Bu ittifaka karşı olanlar, yani aslında kerhen bir araya gelmiş olan düşman kardeşler ise zoraki bir buluşmayı ve uzlaşmayı sergiliyor. Seçimden sonra birbirlerini suçlamaya başlayacaklardır. PKK destekçileri, FETÖ muhipleri, müzmin/hastalıklı muhalifler, aziz milletimiz tarafından 72 yıldır iktidara getirilmeyenler, bu mübarek vatan için bir çivi bile çakmayanlar, kifayetsiz muhterisler, kanlı örgütlerle iltisaklı olanlar velhasıl muhalefet grupları oklarını “Cumhur İttifakı”na fırlatmaya devam ediyorlar. Meselâ kenetlenmiş partilerimiz AK Parti ve MHP arasında ufak bir görüş ayrılığını görünce çocukça bir heves ve heyecanla bunu büyütüp “İttifakta çatlak var!” yalanını utanmadan uyduruyorlar. Aslında komikleşiyorlar. Bu kutsal ittifakın ne kadar sağlam halatlarla bağlı olduğunu bilmiyorlar, daha doğrusu bilmek istemiyorlar.
Maceracı ve uzaktan kumandalı bazı politikacılar ise Yahya Kemal’in “Galip et çünkü bu son ordusudur İslâm’ın” mısraını unutmuşlar, kahraman Mehmetçiğin Afrin’de, Münbiçte, Kandil’de kazandığı muhteşem zaferleri bile yâd etmek istemiyorlar. Çünkü bu galibiyetleri andıklarında hükümetin, iktidarın, Cumhur İttifakı’nın ve bilhassa Cumhurbaşkanımız Recep Tayyip Erdoğan’ın daha çok takdir edileceğini düşünüyorlar. Yazıklar olsun! Vatan sevgisi, din gayreti, bayrak muhabbeti içlerinden uçup gitmiş. Gözlerini ve hissiz ruhlarını sadece “Erdoğan düşmanlığı” kaplamış. Bilsinler ki, bu ittifakın fikrî zemini, köklü ve sağlamdır. Öyle fitne fesatla, hile hurdayla, yalan ve iftirayla çözülecek gibi değil. Hemen söyleyeyim bu inanç ittifakının mensuplarının ilham aldığı mütefekkirler, münevverlar, yazarlar, şairler Türkiye’nin medar-ı iftiharlarıdır. Bu âbide şahsiyetlerin kimisi Abdülhamid’e “Ulu Hakan” demiş, kimisi “Göksultan” diye seslenmiştir. Kimisi de “Aksultan” unvanını vermiştir. Milliyetçi, muhafazakâr, mukaddesatçı insanlarımızın ortak paydaları çoktur. Alperenlerimiz, aynı çeşmelerden susuzluğunu gideriyor, aynı mutfaktan besleniyor, aynı eserleri okuyorlar. Vatan evlatları, Mehmed Âkif’ten Necip Fazıl’a, Yahya Kemal’den Peyami Safa’ya, Cemil Meriç’ten Ahmet Kabaklı’ya, Nurettin Topçu’dan Sezai Karakoç’a, Ali Fuad Başgil’den Nihad Sâmi Banarlı’ya, Arif Nihat Asya’dan Erol Güngör’e, Fethi Gemuhluoğlu’ndan Nuri Pakdil’e, Tarık Buğra’dan Mehmed Niyazi’ye kadar bütün değerlerimizin eserlerini başucunda tutuyorlar. Zaten “Cumhur İttifakı” bu âbide şahsiyetlerin asil fikirlerinden ilham alınarak kurulan hayırlı bir ahlak ve fazilet ocağıdır.

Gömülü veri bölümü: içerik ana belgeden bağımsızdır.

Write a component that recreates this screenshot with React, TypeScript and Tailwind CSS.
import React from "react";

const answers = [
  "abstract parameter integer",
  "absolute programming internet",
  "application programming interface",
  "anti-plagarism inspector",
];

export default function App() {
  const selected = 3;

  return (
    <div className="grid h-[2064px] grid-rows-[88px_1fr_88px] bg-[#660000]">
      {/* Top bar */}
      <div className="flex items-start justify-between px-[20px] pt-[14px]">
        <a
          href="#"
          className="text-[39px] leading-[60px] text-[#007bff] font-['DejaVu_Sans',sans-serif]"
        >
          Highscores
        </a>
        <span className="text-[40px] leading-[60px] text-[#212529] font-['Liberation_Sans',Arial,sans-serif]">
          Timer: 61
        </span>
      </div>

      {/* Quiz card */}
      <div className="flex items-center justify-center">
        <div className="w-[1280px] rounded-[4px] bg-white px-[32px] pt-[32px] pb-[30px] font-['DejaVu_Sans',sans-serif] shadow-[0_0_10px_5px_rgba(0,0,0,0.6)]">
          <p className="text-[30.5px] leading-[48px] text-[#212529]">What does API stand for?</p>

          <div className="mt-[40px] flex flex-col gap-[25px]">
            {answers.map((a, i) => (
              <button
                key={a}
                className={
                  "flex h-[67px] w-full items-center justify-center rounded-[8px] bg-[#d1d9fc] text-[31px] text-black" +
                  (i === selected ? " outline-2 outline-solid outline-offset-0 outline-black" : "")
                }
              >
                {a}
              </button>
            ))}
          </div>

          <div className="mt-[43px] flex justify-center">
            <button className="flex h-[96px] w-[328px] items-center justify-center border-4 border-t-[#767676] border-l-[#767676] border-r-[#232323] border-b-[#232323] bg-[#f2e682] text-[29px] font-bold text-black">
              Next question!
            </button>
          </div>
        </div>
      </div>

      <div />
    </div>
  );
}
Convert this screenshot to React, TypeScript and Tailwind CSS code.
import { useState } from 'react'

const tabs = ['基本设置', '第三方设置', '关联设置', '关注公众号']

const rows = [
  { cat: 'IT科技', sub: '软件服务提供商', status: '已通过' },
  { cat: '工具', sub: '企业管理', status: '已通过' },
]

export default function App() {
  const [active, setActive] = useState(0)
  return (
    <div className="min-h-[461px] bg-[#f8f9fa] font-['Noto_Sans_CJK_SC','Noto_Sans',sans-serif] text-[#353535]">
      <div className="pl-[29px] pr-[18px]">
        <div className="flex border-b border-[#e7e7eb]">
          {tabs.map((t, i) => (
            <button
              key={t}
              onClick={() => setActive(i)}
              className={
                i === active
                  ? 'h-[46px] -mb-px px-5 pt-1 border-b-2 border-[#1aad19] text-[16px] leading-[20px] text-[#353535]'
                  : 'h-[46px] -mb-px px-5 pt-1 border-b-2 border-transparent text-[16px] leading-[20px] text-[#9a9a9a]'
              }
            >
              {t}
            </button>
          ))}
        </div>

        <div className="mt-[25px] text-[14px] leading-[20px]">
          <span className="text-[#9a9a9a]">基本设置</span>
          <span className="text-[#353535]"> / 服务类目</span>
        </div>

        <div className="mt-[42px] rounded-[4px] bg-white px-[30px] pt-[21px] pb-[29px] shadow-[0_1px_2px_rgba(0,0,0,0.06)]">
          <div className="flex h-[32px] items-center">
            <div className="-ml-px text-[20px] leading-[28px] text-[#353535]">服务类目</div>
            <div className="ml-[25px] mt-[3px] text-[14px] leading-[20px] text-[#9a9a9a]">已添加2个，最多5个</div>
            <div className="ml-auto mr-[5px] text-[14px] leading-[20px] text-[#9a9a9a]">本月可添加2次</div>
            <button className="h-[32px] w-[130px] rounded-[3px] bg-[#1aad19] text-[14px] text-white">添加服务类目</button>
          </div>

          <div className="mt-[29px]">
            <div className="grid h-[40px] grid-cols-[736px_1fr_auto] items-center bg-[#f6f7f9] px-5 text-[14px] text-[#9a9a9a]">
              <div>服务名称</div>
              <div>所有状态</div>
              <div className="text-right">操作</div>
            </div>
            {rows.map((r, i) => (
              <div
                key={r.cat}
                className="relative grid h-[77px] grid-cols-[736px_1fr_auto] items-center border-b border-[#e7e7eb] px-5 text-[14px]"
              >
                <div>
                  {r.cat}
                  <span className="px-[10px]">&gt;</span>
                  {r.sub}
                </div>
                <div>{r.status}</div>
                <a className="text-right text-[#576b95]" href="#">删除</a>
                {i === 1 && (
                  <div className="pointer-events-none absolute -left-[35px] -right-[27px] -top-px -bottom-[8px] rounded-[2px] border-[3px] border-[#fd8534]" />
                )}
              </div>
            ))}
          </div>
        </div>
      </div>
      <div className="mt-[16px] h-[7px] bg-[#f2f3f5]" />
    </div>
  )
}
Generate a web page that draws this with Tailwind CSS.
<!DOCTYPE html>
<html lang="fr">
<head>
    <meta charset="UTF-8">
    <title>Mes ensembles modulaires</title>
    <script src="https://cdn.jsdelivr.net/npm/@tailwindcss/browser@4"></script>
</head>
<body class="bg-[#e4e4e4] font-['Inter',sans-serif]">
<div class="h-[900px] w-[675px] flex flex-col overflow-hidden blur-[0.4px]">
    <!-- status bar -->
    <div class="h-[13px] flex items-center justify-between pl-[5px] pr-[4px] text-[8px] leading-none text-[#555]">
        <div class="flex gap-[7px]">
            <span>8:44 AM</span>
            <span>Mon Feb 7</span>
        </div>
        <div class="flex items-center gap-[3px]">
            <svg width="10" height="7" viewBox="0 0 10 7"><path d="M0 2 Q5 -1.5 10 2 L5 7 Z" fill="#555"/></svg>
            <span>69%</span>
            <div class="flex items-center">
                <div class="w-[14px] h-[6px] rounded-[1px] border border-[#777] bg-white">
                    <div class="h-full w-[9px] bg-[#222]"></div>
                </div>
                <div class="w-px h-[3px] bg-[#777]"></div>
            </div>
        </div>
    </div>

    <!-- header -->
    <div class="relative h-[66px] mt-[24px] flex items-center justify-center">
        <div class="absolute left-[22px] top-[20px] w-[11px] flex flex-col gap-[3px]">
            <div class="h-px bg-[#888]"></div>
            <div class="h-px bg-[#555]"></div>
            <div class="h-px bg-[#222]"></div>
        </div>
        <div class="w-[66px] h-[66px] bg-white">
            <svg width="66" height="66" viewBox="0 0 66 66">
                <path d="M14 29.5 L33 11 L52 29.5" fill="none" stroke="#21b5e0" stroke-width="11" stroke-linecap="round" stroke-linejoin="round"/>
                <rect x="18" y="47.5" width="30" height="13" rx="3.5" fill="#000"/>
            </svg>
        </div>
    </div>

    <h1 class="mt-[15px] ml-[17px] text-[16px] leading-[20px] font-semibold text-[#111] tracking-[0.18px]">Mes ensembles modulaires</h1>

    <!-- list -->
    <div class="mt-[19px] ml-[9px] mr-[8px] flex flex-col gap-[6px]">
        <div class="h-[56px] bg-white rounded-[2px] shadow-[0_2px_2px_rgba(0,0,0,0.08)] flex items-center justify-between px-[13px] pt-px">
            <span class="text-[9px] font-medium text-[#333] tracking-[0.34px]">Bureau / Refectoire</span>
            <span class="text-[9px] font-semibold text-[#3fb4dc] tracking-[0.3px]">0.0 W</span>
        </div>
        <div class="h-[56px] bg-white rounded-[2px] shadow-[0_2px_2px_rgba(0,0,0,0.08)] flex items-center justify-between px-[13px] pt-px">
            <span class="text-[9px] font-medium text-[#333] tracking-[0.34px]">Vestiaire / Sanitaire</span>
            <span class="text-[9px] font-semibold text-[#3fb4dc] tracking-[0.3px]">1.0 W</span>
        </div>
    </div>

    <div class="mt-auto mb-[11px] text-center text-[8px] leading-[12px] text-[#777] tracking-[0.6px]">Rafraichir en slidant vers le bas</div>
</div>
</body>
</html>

Güçlü Türkiye’miz, yeni bir çağa uyanıyor. Bosna’dan Gazze’ye, Kırım’dan Arakan’a, Kerkük’ten Halep’e uzayan büyük coğrafyanın üzerine titriyoruz. Dünyada tek bir mazlum insanın kalmaması için canla başla çalışıyoruz. Kendi silahını üreten, ekonomisi güçlü, dünya devletleriyle diyalog kuran ve zulme sessiz kalmayan bu büyük ve etkili ülkenin adı Türkiye’dir. İ’la-ı Kelimetullah’ı esas alanların biricik hedefi “Kızılelma”dır. Bazı basiretsizler bu hakikati görmese de her şey güneş gibi aydınlık ve ortadadır. Rabbimizin “Müslümanlar kardeştir” emrini hayata geçiren, İslamî şuuru, misyonu gereği yeniden yaşatan Türkiye’nin alnı secdeli idarecileri, aziz milletimizden ve İslam ümmetinden her an, her dem büyük dualar alıyor, manevi destekler görüyor. Cenab-ı Allah, milletimize, devletimize ve ümmetimize zeval vermesin.